Another major hurdle that GFI has worked hard to—slowly but surely—overcome is in the area of technology. As previously noted, when Francis purchased the company in mid 2000, it was essentially a large garage full of dilapidated equipment. One of the company’s main pieces of equipment—a furnace used to heat steel—went out and collapsed within weeks of the acquisition. The office was outfitted with IBM Selectric typewriters; electric machines that I personally was replacing with electronic typewriters as an IBM salesperson in the mid-late 1980s.
Today, GFI is state-of-the-art and highly automated in terms of both production and office technology. Dick Francis proudly told the class that he uses a $7,000 Yokogawa Controller production automation system whereas many competitors employ devices costing only about $500. According to Francis, he does this because his customers want the highest quality possible and he is committed to doing whatever needs to be done deliver the desired level of quality.
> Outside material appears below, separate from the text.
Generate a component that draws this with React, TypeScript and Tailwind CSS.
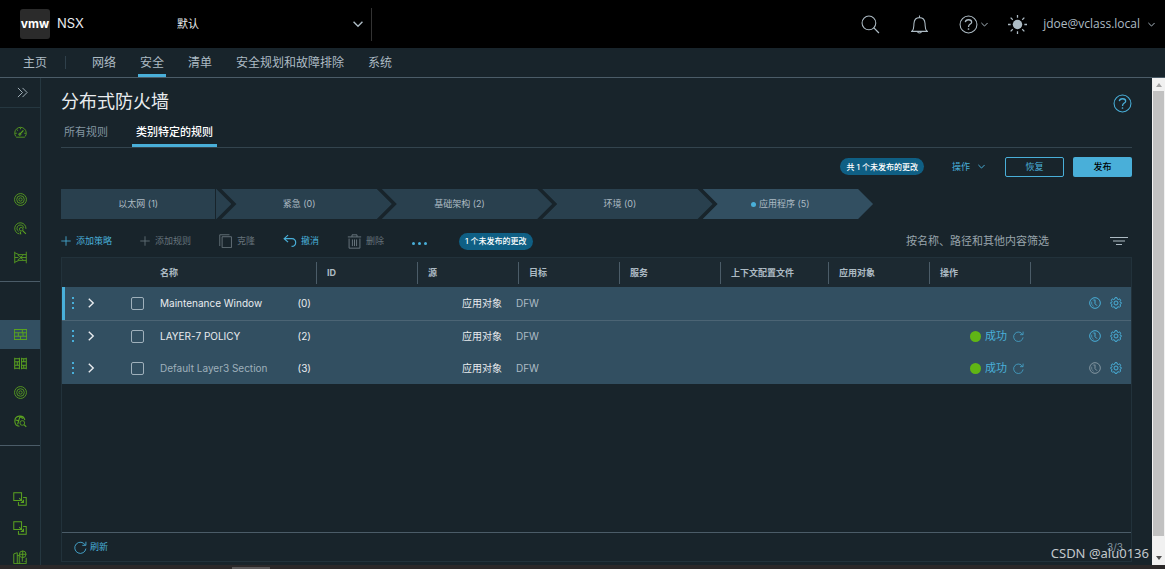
import type { ReactNode } from "react";
import clsx from "clsx";

type IconProps = { className?: string; children?: ReactNode };

// All line icons share the 36 unit grid
function Icon({ className, children }: IconProps) {
  return (
    <svg
      viewBox="0 0 36 36"
      fill="none"
      stroke="currentColor"
      strokeWidth={2.4}
      className={clsx("shrink-0", className)}
      aria-hidden="true"
    >
      {children}
    </svg>
  );
}

const Chevron = ({ className }: IconProps) => (
  <Icon className={className}>
    <path d="M2 10 L18 26 L34 10" strokeWidth={5} />
  </Icon>
);

const HelpIcon = ({ className }: IconProps) => (
  <Icon className={className}>
    <circle cx="18" cy="18" r="16" strokeWidth={2} />
    <path d="M12 13.5 C12.5 7.5 24 7.5 24 13.5 C24 17.5 18 17 18 22.5" />
    <circle cx="18" cy="26.5" r="1.6" fill="currentColor" stroke="none" />
  </Icon>
);

const RefreshIcon = ({ className }: IconProps) => (
  <Icon className={className}>
    <path d="M31 11 A15.5 15.5 0 1 0 33 21" />
    <path d="M33 2 V12 H23" />
  </Icon>
);

const PlusIcon = ({ className }: IconProps) => (
  <Icon className={className}>
    <path d="M18 1 V35 M1 18 H35" strokeWidth={3} />
  </Icon>
);

const ClockIcon = ({ className }: IconProps) => (
  <Icon className={className}>
    <circle cx="18" cy="18" r="16" strokeWidth={3} />
    <path d="M18 8 V20 L24 26" strokeWidth={3} />
    <path d="M11 9 H18 M8 14 A12 12 0 0 0 14 28" strokeWidth={2} />
  </Icon>
);

const GearIcon = ({ className }: IconProps) => (
  <Icon className={className}>
    <path
      d="M15 2 H21 L22 6.5 L25 7.7 L29 5.5 L32 10 L30 13.5 L31 16 L35 18 L31 21 L30 24 L32 27 L28 31 L24.5 29 L22 30.2 L21 34 H15 L14 30.2 L11.5 29 L8 31 L4 27 L6 24 L5 21 L1 18 L5 16 L6 13.5 L4 10 L7 5.5 L11 7.7 L14 6.5 Z"
      strokeWidth={3}
    />
    <circle cx="18" cy="18" r="6" strokeWidth={3} />
  </Icon>
);

const GaugeIcon = () => (
  <Icon className="size-[13px]">
    <path d="M6 31 H30 M5 29 A16 16 0 1 1 31 29 M18 5 V9 M3 20 H8 M28 20 H33 M8 10 L11 13" />
    <path d="M15 24 L26 12" strokeWidth={3.5} />
    <circle cx="16" cy="23" r="3" />
  </Icon>
);

const RingsIcon = () => (
  <Icon className="size-[13px]">
    <circle cx="18" cy="18" r="16.5" />
    <circle cx="18" cy="18" r="10.5" />
    <circle cx="18" cy="18" r="4.5" />
  </Icon>
);

const RadarIcon = () => (
  <Icon className="size-[13px]">
    <path d="M33 19 A15.5 15.5 0 1 0 15 33" />
    <path d="M27 16 A9.5 9.5 0 1 0 13 26" />
    <circle cx="20" cy="20" r="5" />
    <path d="M24 24 L33 33 M17 27 L19 34" strokeWidth={3} />
  </Icon>
);

const GatewayIcon = () => (
  <Icon className="size-[13px]">
    <path d="M2 2 V34 M34 2 V34 M2 5 L14 10 H34 M2 31 L14 26 H34 M2 18 H12 M10 11 L20 18 L10 25 M34 18 H18 M26 11 L18 18 L26 25" />
  </Icon>
);

const FirewallIcon = () => (
  <Icon className="size-[13px]">
    <path d="M1 4 H35 V32 H1 Z M1 13 H35 M1 23 H35 M23 4 V13 M12 13 V23 M25 13 V23 M18 23 V32" strokeWidth={2.8} />
  </Icon>
);

const SplitWallIcon = () => (
  <Icon className="size-[13px]">
    <path d="M2 2 V34 M15 2 V34 M21 2 V34 M34 2 V34 M2 5 H15 M2 13 H15 M2 23 H15 M2 31 H15 M21 5 H34 M21 13 H34 M21 23 H34 M21 31 H34 M9 13 V23 M27 5 V13 M27 23 V31" strokeWidth={2.8} />
  </Icon>
);

const HuntIcon = () => (
  <Icon className="size-[13px]">
    <path d="M30 14 A14 14 0 1 0 15 31 M5 14 L13 16 L16 5 M13 16 L10 26 M16 5 L25 10" strokeWidth={3} />
    <circle cx="23" cy="22" r="6.5" />
    <path d="M28 27 L34 33" strokeWidth={3} />
  </Icon>
);

const LinkedIcon = () => (
  <Icon className="size-[14px]">
    <path d="M2 2 H22 V22 H2 Z M26 14 H34 V34 H14 V26 M16 16 L27 27 M27 20 V27 H20" strokeWidth={2.6} />
  </Icon>
);

const CityIcon = () => (
  <Icon className="size-[14px]">
    <path d="M2 35 V10 L11 7 V35 M11 14 H16 V35 M2 35 H34 V20 M24 20 V30 M18 30 V32 M31 28 V31" />
    <circle cx="25" cy="11" r="8.5" />
    <path d="M16 11 H34 M25 2 V20" />
  </Icon>
);

const sideGroups = [
  [
    { name: "攻击面", icon: <RingsIcon /> },
    { name: "威胁检测", icon: <RadarIcon /> },
    { name: "网关流量", icon: <GatewayIcon /> },
  ],
  [
    { name: "分布式防火墙", icon: <FirewallIcon />, active: true },
    { name: "网关防火墙", icon: <SplitWallIcon /> },
    { name: "入侵检测", icon: <RingsIcon /> },
    { name: "恶意软件防护", icon: <HuntIcon /> },
  ],
  [
    { name: "东西向服务", icon: <LinkedIcon /> },
    { name: "南北向服务", icon: <LinkedIcon /> },
    { name: "端点保护", icon: <CityIcon /> },
  ],
];

const navItems = ["网络", "安全", "清单", "安全规划和故障排除", "系统"];

const steps = [
  { label: "以太网 (1)" },
  { label: "紧急 (0)" },
  { label: "基础架构 (2)" },
  { label: "环境 (0)" },
  { label: "应用程序 (5)", active: true },
];

const columns = ["ID", "源", "目标", "服务", "上下文配置文件", "应用对象", "操作"];

const policies = [
  { name: "Maintenance Window", count: 0, changed: true },
  { name: "LAYER-7 POLICY", count: 2, status: "成功" },
  { name: "Default Layer3 Section", count: 3, status: "成功", isDefault: true },
];

function Header() {
  return (
    <header className="flex h-12 shrink-0 items-center bg-black pl-5 pr-2.5 text-[#adbbc4]">
      <div className="flex w-[145px] items-center gap-[7px]">
        <span className="flex size-[30px] items-center justify-center rounded-[3px] bg-[#2b2b2b] font-['Inter',sans-serif] text-xs font-bold text-white">
          vmw
        </span>
        <span className="font-['Inter',sans-serif] text-[13px] text-[#e9ecef]">NSX</span>
      </div>
      <div className="relative flex h-[33px] w-[207px] items-center border-r border-[#333]">
        <select
          aria-label="项目"
          className="w-full appearance-none bg-transparent pl-3 text-[11px] text-[#e9ecef]"
        >
          <option>默认</option>
        </select>
        <Chevron className="pointer-events-none absolute right-2 size-2.5" />
      </div>
      <div className="ml-auto flex items-center">
        <button aria-label="搜索" className="mr-[30px]">
          <Icon className="size-[19px]">
            <circle cx="15" cy="15" r="13" strokeWidth={2} />
            <path d="M24 24 L34 34" />
          </Icon>
        </button>
        <button aria-label="通知" className="mr-[30px]">
          <Icon className="size-[19px]">
            <path d="M2 31 H34 M4 31 C8 26 7 22 7.5 16 C8 9 12 5 18 5 C24 5 28 9 28.5 16 C29 22 28 26 32 31 M18 1 V5 M14 31 C15 35 21 35 22 31" strokeWidth={2} />
          </Icon>
        </button>
        <button aria-label="帮助" className="mr-5 flex items-center gap-[3px]">
          <HelpIcon className="size-[19px]" />
          <Chevron className="size-[7px]" />
        </button>
        <button aria-label="主题" className="mr-4">
          <Icon className="size-[19px]">
            <circle cx="18" cy="18" r="9" fill="currentColor" stroke="none" />
            <path d="M18 0 V5 M18 31 V36 M0 18 H5 M31 18 H36 M5 5 L9 9 M27 27 L31 31 M5 31 L9 27 M27 9 L31 5" />
          </Icon>
        </button>
        <button className="flex items-center gap-2 font-['Open_Sans',sans-serif] text-xs">
          jdoe@vclass.local
          <Chevron className="size-[7px]" />
        </button>
      </div>
    </header>
  );
}

function Nav() {
  return (
    <nav className="flex h-[30px] shrink-0 border-b border-[#4b5c68] pl-[23px] text-xs text-[#adbbc4]">
      <a href="#home" className="flex items-center">主页</a>
      <span className="mx-[18px] my-2 border-l border-[#2f404b]" />
      <div className="flex gap-5 pl-1.5">
        {navItems.map((item) => (
          <a
            key={item}
            href={`#${item}`}
            className={clsx(
              "flex items-center border-b-[3px] px-[2px] pt-[3px]",
              item === "安全" ? "border-[#49afd9]" : "border-transparent"
            )}
          >
            {item}
          </a>
        ))}
      </div>
    </nav>
  );
}

function Sidebar() {
  return (
    <aside className="w-[41px] shrink-0 overflow-hidden border-r border-[#253740] text-[#5aa220]">
      <button
        aria-label="展开"
        className="flex h-[30px] w-full items-center justify-center border-b border-[#253740] pl-1 text-[#adbbc4]"
      >
        <Icon className="size-[11px]">
          <path d="M3 3 L18 18 L3 33 M18 3 L33 18 L18 33" strokeWidth={3} />
        </Icon>
      </button>
      <a href="#overview" aria-label="概览" className="mt-2.5 flex h-[29px] items-center justify-center">
        <GaugeIcon />
      </a>
      {sideGroups.map((group, i) => (
        <div
          key={i}
          className={clsx("pt-[38px]", i < sideGroups.length - 1 && "border-b border-[#4b5c68] pb-[9px]")}
        >
          {group.map((item) => (
            <a
              key={item.name}
              href={`#${item.name}`}
              aria-label={item.name}
              className={clsx(
                "flex h-[29px] items-center justify-center",
                "active" in item && "bg-[#324f61]"
              )}
            >
              {item.icon}
            </a>
          ))}
        </div>
      ))}
    </aside>
  );
}

function Badge({ children }: { children: ReactNode }) {
  return (
    <span className="flex h-[17px] items-center rounded-full bg-[#0f5f84] px-1.5 text-[8px] font-medium text-white">
      {children}
    </span>
  );
}

function Steps() {
  return (
    <ol className="mt-3 flex h-[30px] w-full max-w-[812px] text-[9px] text-[#adbbc4]">
      {steps.map((step, i) => (
        <li
          key={step.label}
          className={clsx(
            "flex flex-1 pr-[15px]",
            step.active ? "bg-[#324f61]" : "bg-[#29404e]",
            i === 0
              ? "[clip-path:polygon(0_0,calc(100%_-_15px)_0,100%_50%,calc(100%_-_15px)_100%,0_100%)]"
              : "-ml-2.5 [clip-path:polygon(0_0,calc(100%_-_15px)_0,100%_50%,calc(100%_-_15px)_100%,0_100%,15px_50%)]"
          )}
        >
          <button
            className={clsx(
              "flex w-full items-center justify-center gap-[3px]",
              i === 0 && "border-r border-[#18242b]"
            )}
          >
            {step.active && <span className="size-[5px] rounded-full bg-[#49afd9]" />}
            {step.label}
          </button>
        </li>
      ))}
    </ol>
  );
}

function Toolbar() {
  return (
    <div className="mt-3 flex h-5 items-center gap-7 text-[9px] text-[#49afd9]">
      <button className="flex items-center gap-[5px]">
        <PlusIcon className="size-2.5" />
        添加策略
      </button>
      <button disabled className="flex items-center gap-[5px] text-[#66737b]">
        <PlusIcon className="size-2.5" />
        添加规则
      </button>
      <button disabled className="flex items-center gap-1 text-[#66737b]">
        <Icon className="size-[14px]">
          <path d="M8 7 H32 V35 H8 Z M2 31 V2 H27" />
        </Icon>
        克隆
      </button>
      <button className="flex items-center gap-1">
        <Icon className="size-[14px]">
          <path d="M13 3 L3 12 L13 21 M3 12 H23 C36 12 36 31 22 32" strokeWidth={3} />
        </Icon>
        撤消
      </button>
      <button disabled className="flex items-center gap-1 text-[#66737b]">
        <Icon className="size-[15px]">
          <path d="M2 7 H34 M12 7 V2 H24 V7 M5 11 V34 H31 V11 M13 13 V29 M18 13 V29 M23 13 V29" />
        </Icon>
        删除
      </button>
      <button aria-label="更多" className="flex gap-[3px] pr-1 pt-1">
        <span className="size-[3px] rounded-full bg-[#49afd9]" />
        <span className="size-[3px] rounded-full bg-[#49afd9]" />
        <span className="size-[3px] rounded-full bg-[#49afd9]" />
      </button>
      <Badge>1 个未发布的更改</Badge>
      <div className="ml-auto flex items-center">
        <input
          aria-label="筛选"
          placeholder="按名称、路径和其他内容筛选"
          className="w-[204px] bg-transparent text-[11px] placeholder:text-[#98a4ac]"
        />
        <button aria-label="筛选选项" className="mr-1 text-[#adbbc4]">
          <Icon className="size-[18px]">
            <path d="M0 11 H36 M6 18 H30 M12 25 H24" />
          </Icon>
        </button>
      </div>
    </div>
  );
}

function PolicyTable() {
  return (
    <div className="mt-1.5 flex min-h-0 flex-1 flex-col border border-[#22323b]">
      <table className="w-full table-fixed text-left">
        <colgroup>
          <col className="w-[63px]" />
          <col className="w-[26px]" />
          <col className="w-[165px]" />
          <col className="w-[101px]" />
          <col className="w-[101px]" />
          <col className="w-[101px]" />
          <col className="w-[101px]" />
          <col className="w-[108px]" />
          <col className="w-[101px]" />
          <col className="w-[101px]" />
          <col />
        </colgroup>
        <thead className="bg-[#1c2931] text-[9px] text-[#adbbc4]">
          <tr className="h-[29px]">
            <th colSpan={2} className="p-0" />
            <th className="p-0 pl-[9px] font-bold">名称</th>
            {columns.map((column) => (
              <th key={column} className="p-0 font-bold">
                <span className="flex h-[22px] items-center border-l border-[#4b5c68] pl-2.5">
                  {column}
                </span>
              </th>
            ))}
            <th className="p-0">
              <span className="block h-[22px] border-l border-[#4b5c68]" />
            </th>
          </tr>
        </thead>
        <tbody className="bg-[#324f61] text-[10px] text-[#e9ecef]">
          {policies.map((policy) => (
            <tr
              key={policy.name}
              className={clsx(policy.changed ? "h-[33px] border-b border-[#4b6474]" : "h-8")}
            >
              <td className={clsx("p-0", policy.changed && "shadow-[inset_3px_0_0_#49afd9]")}>
                <div className="flex items-center gap-3 pl-2.5">
                  <button aria-label="拖动" className="flex flex-col gap-[3px]">
                    <span className="size-[2px] bg-[#49afd9]" />
                    <span className="size-[2px] bg-[#49afd9]" />
                    <span className="size-[2px] bg-[#49afd9]" />
                  </button>
                  <button aria-label="展开策略">
                    <Icon className="size-2.5">
                      <path d="M10 3 L26 18 L10 33" strokeWidth={5} />
                    </Icon>
                  </button>
                </div>
              </td>
              <td className="p-0 pl-1.5">
                <input
                  type="checkbox"
                  aria-label={policy.name}
                  className="block size-[13px] appearance-none rounded-[2px] border border-[#9fb0bb]"
                />
              </td>
              <td className="p-0 pl-[9px] pr-[5px]">
                <div className="flex justify-between whitespace-nowrap">
                  <span className={clsx(policy.isDefault && "text-[#9fb0bb]")}>{policy.name}</span>
                  <span>({policy.count})</span>
                </div>
              </td>
              <td />
              <td colSpan={5} className="p-0 pl-[45px]">
                应用对象
                <span className="ml-[14px] text-[#adbbc4]">DFW</span>
              </td>
              <td className="p-0 pl-[41px]">
                {policy.status && (
                  <div className="flex items-center gap-1 text-[#49afd9]">
                    <span className="size-[11px] rounded-full bg-[#60b515]" />
                    <span className="text-[11px]">{policy.status}</span>
                    <button aria-label="刷新状态" className="ml-[2px]">
                      <RefreshIcon className="size-[11px]" />
                    </button>
                  </div>
                )}
              </td>
              <td className="p-0 pr-[9px]">
                <div className="flex items-center justify-end gap-[9px] text-[#49afd9]">
                  <button aria-label="时间窗口" className={clsx(policy.isDefault && "text-[#8496a1]")}>
                    <ClockIcon className="size-3" />
                  </button>
                  <button aria-label="设置">
                    <GearIcon className="size-3" />
                  </button>
                </div>
              </td>
            </tr>
          ))}
        </tbody>
      </table>
      <footer className="mt-auto flex h-[29px] items-center justify-between border-t border-[#4b5c68] pl-3 pr-2 text-[9px]">
        <button className="flex items-center gap-[3px] text-[#49afd9]">
          <RefreshIcon className="size-[13px]" />
          刷新
        </button>
        <span className="text-[10px] text-[#8496a1]">3/3</span>
      </footer>
    </div>
  );
}

export default function App() {
  return (
    <div className="relative flex h-screen flex-col overflow-hidden bg-[#18242b] font-['Inter','Noto_Sans_CJK_SC',sans-serif] text-[#e9ecef]">
      <Header />
      <Nav />
      <div className="flex min-h-0 flex-1">
        <Sidebar />
        <main className="flex min-w-0 flex-1 flex-col px-5 pb-[3px]">
          <div className="flex h-10 items-end justify-between">
            <h1 className="text-lg leading-8">分布式防火墙</h1>
            <button aria-label="页面帮助" className="mb-[5px] text-[#49afd9]">
              <HelpIcon className="size-[19px]" />
            </button>
          </div>
          <div role="tablist" className="flex h-[30px] gap-[21px] border-b border-[#33444e] text-[11px]">
            <button role="tab" className="px-[3px] text-[#8496a1]">所有规则</button>
            <button
              role="tab"
              aria-selected="true"
              className="border-b-[3px] border-[#49afd9] px-1 pt-[3px] font-medium text-white"
            >
              类别特定的规则
            </button>
          </div>
          <div className="mt-2 flex h-[21px] items-center justify-end text-[9px]">
            <Badge>共 1 个未发布的更改</Badge>
            <button className="ml-7 mr-5 flex items-center gap-2 text-[#49afd9]">
              操作
              <Chevron className="size-[7px]" />
            </button>
            <button className="mr-[9px] h-5 w-[59px] rounded-[2px] border border-[#49afd9] text-[#49afd9]">
              恢复
            </button>
            <button className="h-5 w-[59px] rounded-[2px] bg-[#49afd9] font-medium text-black">
              发布
            </button>
          </div>
          <Steps />
          <Toolbar />
          <PolicyTable />
        </main>
        <div className="flex w-[13px] shrink-0 flex-col items-center bg-[#f1f1f1]">
          <span className="flex h-[13px] items-center text-[#a3a3a3]">
            <svg viewBox="0 0 6 4" className="w-1.5" fill="currentColor"><path d="M3 0 L6 4 H0 Z" /></svg>
          </span>
          <span className="w-[11px] flex-1 bg-[#c1c1c1]" />
          <span className="flex h-[29px] items-end pb-[5px] text-[#505050]">
            <svg viewBox="0 0 6 4" className="w-1.5" fill="currentColor"><path d="M0 0 H6 L3 4 Z" /></svg>
          </span>
        </div>
      </div>
      <div className="h-1 shrink-0 bg-[#2b2829] pl-[232px] pt-[2px]">
        <div className="h-[2px] w-[38px] bg-[#5c5a5b]" />
      </div>
      <span className="absolute bottom-[6px] right-4 font-['Noto_Sans',sans-serif] text-[13px] leading-5 text-[#c3c8cb]">
        CSDN @alu0136
      </span>
    </div>
  );
}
Similarly, in the office, GFI is also on the cutting edge of technology. This is manifest most importantly in the area of the company’s customized, self-created order processing and database management software systems. Francis proudly ran the class through several of the firm’s detailed spreadsheets and invoices (which contain an amazing wealth of order and work detail designed to track everything the company does for each customer on each job). Obviously, countless hours have gone into this. Another indication of GFI’s obsession with quality and customer satisfaction!
I could go for hours with this… But it all keeps coming back to two pieces of advice that Dick Francis ’77 gave to the Midwest Entrepreneurs class yesterday.
First, in hindsight, Francis told the class: “Don’t buy a business with your heart… use your brain.” Clearly Dick Francis has a big heart; he bought the company largely with his heart when he acquired it in 2000 from the widow of a dear friend and it has taken a lot of heart to turn the floundering company—then two weeks away from bankruptcy hearings—into the success it is today.
Second, as he repeatedly told the class, his motto in the “lean years and hard times” was: “I think I can, I think I can.” Francis said that sooner or later, all entrepreneurs are going to get knocked on their backsides. The key—something he learned as a Fighting Scots football player under Coach Bill Reichow—is to “Get up, dust yourself off, and never give up.”
So, the moral of the Dick Francis/GFI Story: (1) Don’t do what he did in buying a company with your heart, and (2) Do what he did in displaying a lot of heart in running the company. And never, never give up!!!
Finally, I would be remiss if I failed to mention one additional thing… While the vast majority of our guest speakers this semester have been visibly proud to share their entrepreneurial stories with us, no one has been more visibly–or justifiably–proud than Dick Francis. I believe there are two reasons for this. First, as discussed above, Francis brought the company back from the very edge of ruin/bankruptcy. Second, he was very proud to tell us that his son has become actively involved in the business and will, in fact, be taking over the firm sometime in the near future. A lack of “successful succession within the family” is in fact something that we have heard several other entrepreneurs lament this semester. Dick Francis certainly has a lot to be proud of on this front!
Thank you Dick Francis ’77 for a wonderful learning experience!!